RECORD LIST
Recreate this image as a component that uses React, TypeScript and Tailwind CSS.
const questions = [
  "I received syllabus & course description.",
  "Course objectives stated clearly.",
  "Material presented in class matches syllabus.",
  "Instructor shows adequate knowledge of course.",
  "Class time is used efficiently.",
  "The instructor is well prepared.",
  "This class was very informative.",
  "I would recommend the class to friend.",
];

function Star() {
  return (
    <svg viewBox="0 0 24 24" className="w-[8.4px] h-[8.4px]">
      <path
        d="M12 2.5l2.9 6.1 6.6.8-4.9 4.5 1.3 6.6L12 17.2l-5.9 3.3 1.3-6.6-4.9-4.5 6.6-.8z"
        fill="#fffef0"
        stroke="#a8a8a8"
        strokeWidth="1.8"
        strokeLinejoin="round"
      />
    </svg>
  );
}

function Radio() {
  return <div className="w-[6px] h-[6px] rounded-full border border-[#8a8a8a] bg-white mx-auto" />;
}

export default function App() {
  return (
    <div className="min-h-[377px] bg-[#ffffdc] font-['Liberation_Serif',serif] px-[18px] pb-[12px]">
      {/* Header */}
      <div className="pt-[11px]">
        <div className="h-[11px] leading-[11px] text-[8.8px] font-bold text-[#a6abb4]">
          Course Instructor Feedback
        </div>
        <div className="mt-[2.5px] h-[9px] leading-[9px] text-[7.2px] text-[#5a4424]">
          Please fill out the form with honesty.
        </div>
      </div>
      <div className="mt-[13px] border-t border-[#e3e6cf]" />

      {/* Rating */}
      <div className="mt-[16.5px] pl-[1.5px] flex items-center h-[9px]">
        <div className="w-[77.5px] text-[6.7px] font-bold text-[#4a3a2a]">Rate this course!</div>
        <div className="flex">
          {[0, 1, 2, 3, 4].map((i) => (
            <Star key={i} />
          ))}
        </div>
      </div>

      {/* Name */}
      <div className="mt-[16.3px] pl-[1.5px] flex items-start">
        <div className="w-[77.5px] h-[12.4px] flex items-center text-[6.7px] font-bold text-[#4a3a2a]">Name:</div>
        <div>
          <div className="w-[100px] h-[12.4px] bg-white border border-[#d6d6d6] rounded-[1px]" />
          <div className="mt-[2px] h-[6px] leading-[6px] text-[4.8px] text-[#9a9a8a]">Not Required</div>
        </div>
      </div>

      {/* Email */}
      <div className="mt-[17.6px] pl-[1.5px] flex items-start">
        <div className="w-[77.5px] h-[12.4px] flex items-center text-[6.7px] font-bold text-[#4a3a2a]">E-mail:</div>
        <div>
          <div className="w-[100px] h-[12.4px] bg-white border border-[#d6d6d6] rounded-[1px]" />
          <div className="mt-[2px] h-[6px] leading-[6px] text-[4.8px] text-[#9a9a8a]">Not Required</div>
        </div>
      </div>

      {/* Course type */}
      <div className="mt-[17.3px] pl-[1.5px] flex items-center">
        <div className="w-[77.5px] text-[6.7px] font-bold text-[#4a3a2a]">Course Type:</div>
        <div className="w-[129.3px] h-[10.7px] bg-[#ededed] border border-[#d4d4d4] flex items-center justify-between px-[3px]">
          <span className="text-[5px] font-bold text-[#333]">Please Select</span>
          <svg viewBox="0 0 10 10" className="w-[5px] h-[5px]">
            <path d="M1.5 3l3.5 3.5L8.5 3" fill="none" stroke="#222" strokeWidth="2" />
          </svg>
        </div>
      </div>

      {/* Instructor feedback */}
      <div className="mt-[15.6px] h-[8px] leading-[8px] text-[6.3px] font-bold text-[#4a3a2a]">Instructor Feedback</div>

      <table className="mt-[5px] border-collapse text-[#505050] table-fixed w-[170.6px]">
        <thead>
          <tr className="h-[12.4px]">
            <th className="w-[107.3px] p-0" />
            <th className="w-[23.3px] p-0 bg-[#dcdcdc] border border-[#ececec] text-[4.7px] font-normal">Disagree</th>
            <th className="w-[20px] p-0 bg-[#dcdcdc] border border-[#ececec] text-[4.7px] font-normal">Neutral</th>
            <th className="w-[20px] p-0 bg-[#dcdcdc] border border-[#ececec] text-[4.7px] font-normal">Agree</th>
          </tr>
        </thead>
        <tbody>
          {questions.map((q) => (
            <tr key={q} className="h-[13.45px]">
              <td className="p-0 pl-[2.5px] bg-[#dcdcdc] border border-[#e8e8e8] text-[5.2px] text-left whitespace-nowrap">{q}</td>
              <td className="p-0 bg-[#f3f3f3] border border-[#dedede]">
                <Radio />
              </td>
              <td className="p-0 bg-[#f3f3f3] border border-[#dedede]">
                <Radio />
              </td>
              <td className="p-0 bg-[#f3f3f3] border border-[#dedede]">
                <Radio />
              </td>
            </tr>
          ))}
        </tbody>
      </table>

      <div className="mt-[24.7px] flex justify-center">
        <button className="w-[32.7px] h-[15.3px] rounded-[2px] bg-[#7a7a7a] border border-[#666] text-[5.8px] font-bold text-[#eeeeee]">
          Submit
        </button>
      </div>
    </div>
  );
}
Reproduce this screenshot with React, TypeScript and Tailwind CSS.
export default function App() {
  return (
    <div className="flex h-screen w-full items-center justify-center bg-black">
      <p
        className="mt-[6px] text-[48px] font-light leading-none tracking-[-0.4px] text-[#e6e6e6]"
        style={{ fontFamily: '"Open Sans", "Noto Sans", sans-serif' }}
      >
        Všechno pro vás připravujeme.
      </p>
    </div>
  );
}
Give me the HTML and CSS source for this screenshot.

WHAT THIS TASK INVOLVES
Copy out all of the lines above exactly.

THE OUTPUT
Recreate this image as a component that uses React, TypeScript and Tailwind CSS.
const questions = [
  "I received syllabus & course description.",
  "Course objectives stated clearly.",
  "Material presented in class matches syllabus.",
  "Instructor shows adequate knowledge of course.",
  "Class time is used efficiently.",
  "The instructor is well prepared.",
  "This class was very informative.",
  "I would recommend the class to friend.",
];

function Star() {
  return (
    <svg viewBox="0 0 24 24" className="w-[8.4px] h-[8.4px]">
      <path
        d="M12 2.5l2.9 6.1 6.6.8-4.9 4.5 1.3 6.6L12 17.2l-5.9 3.3 1.3-6.6-4.9-4.5 6.6-.8z"
        fill="#fffef0"
        stroke="#a8a8a8"
        strokeWidth="1.8"
        strokeLinejoin="round"
      />
    </svg>
  );
}

function Radio() {
  return <div className="w-[6px] h-[6px] rounded-full border border-[#8a8a8a] bg-white mx-auto" />;
}

export default function App() {
  return (
    <div className="min-h-[377px] bg-[#ffffdc] font-['Liberation_Serif',serif] px-[18px] pb-[12px]">
      {/* Header */}
      <div className="pt-[11px]">
        <div className="h-[11px] leading-[11px] text-[8.8px] font-bold text-[#a6abb4]">
          Course Instructor Feedback
        </div>
        <div className="mt-[2.5px] h-[9px] leading-[9px] text-[7.2px] text-[#5a4424]">
          Please fill out the form with honesty.
        </div>
      </div>
      <div className="mt-[13px] border-t border-[#e3e6cf]" />

      {/* Rating */}
      <div className="mt-[16.5px] pl-[1.5px] flex items-center h-[9px]">
        <div className="w-[77.5px] text-[6.7px] font-bold text-[#4a3a2a]">Rate this course!</div>
        <div className="flex">
          {[0, 1, 2, 3, 4].map((i) => (
            <Star key={i} />
          ))}
        </div>
      </div>

      {/* Name */}
      <div className="mt-[16.3px] pl-[1.5px] flex items-start">
        <div className="w-[77.5px] h-[12.4px] flex items-center text-[6.7px] font-bold text-[#4a3a2a]">Name:</div>
        <div>
          <div className="w-[100px] h-[12.4px] bg-white border border-[#d6d6d6] rounded-[1px]" />
          <div className="mt-[2px] h-[6px] leading-[6px] text-[4.8px] text-[#9a9a8a]">Not Required</div>
        </div>
      </div>

      {/* Email */}
      <div className="mt-[17.6px] pl-[1.5px] flex items-start">
        <div className="w-[77.5px] h-[12.4px] flex items-center text-[6.7px] font-bold text-[#4a3a2a]">E-mail:</div>
        <div>
          <div className="w-[100px] h-[12.4px] bg-white border border-[#d6d6d6] rounded-[1px]" />
          <div className="mt-[2px] h-[6px] leading-[6px] text-[4.8px] text-[#9a9a8a]">Not Required</div>
        </div>
      </div>

      {/* Course type */}
      <div className="mt-[17.3px] pl-[1.5px] flex items-center">
        <div className="w-[77.5px] text-[6.7px] font-bold text-[#4a3a2a]">Course Type:</div>
        <div className="w-[129.3px] h-[10.7px] bg-[#ededed] border border-[#d4d4d4] flex items-center justify-between px-[3px]">
          <span className="text-[5px] font-bold text-[#333]">Please Select</span>
          <svg viewBox="0 0 10 10" className="w-[5px] h-[5px]">
            <path d="M1.5 3l3.5 3.5L8.5 3" fill="none" stroke="#222" strokeWidth="2" />
          </svg>
        </div>
      </div>

      {/* Instructor feedback */}
      <div className="mt-[15.6px] h-[8px] leading-[8px] text-[6.3px] font-bold text-[#4a3a2a]">Instructor Feedback</div>

      <table className="mt-[5px] border-collapse text-[#505050] table-fixed w-[170.6px]">
        <thead>
          <tr className="h-[12.4px]">
            <th className="w-[107.3px] p-0" />
            <th className="w-[23.3px] p-0 bg-[#dcdcdc] border border-[#ececec] text-[4.7px] font-normal">Disagree</th>
            <th className="w-[20px] p-0 bg-[#dcdcdc] border border-[#ececec] text-[4.7px] font-normal">Neutral</th>
            <th className="w-[20px] p-0 bg-[#dcdcdc] border border-[#ececec] text-[4.7px] font-normal">Agree</th>
          </tr>
        </thead>
        <tbody>
          {questions.map((q) => (
            <tr key={q} className="h-[13.45px]">
              <td className="p-0 pl-[2.5px] bg-[#dcdcdc] border border-[#e8e8e8] text-[5.2px] text-left whitespace-nowrap">{q}</td>
              <td className="p-0 bg-[#f3f3f3] border border-[#dedede]">
                <Radio />
              </td>
              <td className="p-0 bg-[#f3f3f3] border border-[#dedede]">
                <Radio />
              </td>
              <td className="p-0 bg-[#f3f3f3] border border-[#dedede]">
                <Radio />
              </td>
            </tr>
          ))}
        </tbody>
      </table>

      <div className="mt-[24.7px] flex justify-center">
        <button className="w-[32.7px] h-[15.3px] rounded-[2px] bg-[#7a7a7a] border border-[#666] text-[5.8px] font-bold text-[#eeeeee]">
          Submit
        </button>
      </div>
    </div>
  );
}
Reproduce this screenshot with React, TypeScript and Tailwind CSS.
export default function App() {
  return (
    <div className="flex h-screen w-full items-center justify-center bg-black">
      <p
        className="mt-[6px] text-[48px] font-light leading-none tracking-[-0.4px] text-[#e6e6e6]"
        style={{ fontFamily: '"Open Sans", "Noto Sans", sans-serif' }}
      >
        Všechno pro vás připravujeme.
      </p>
    </div>
  );
}
Give me the HTML and CSS source for this screenshot.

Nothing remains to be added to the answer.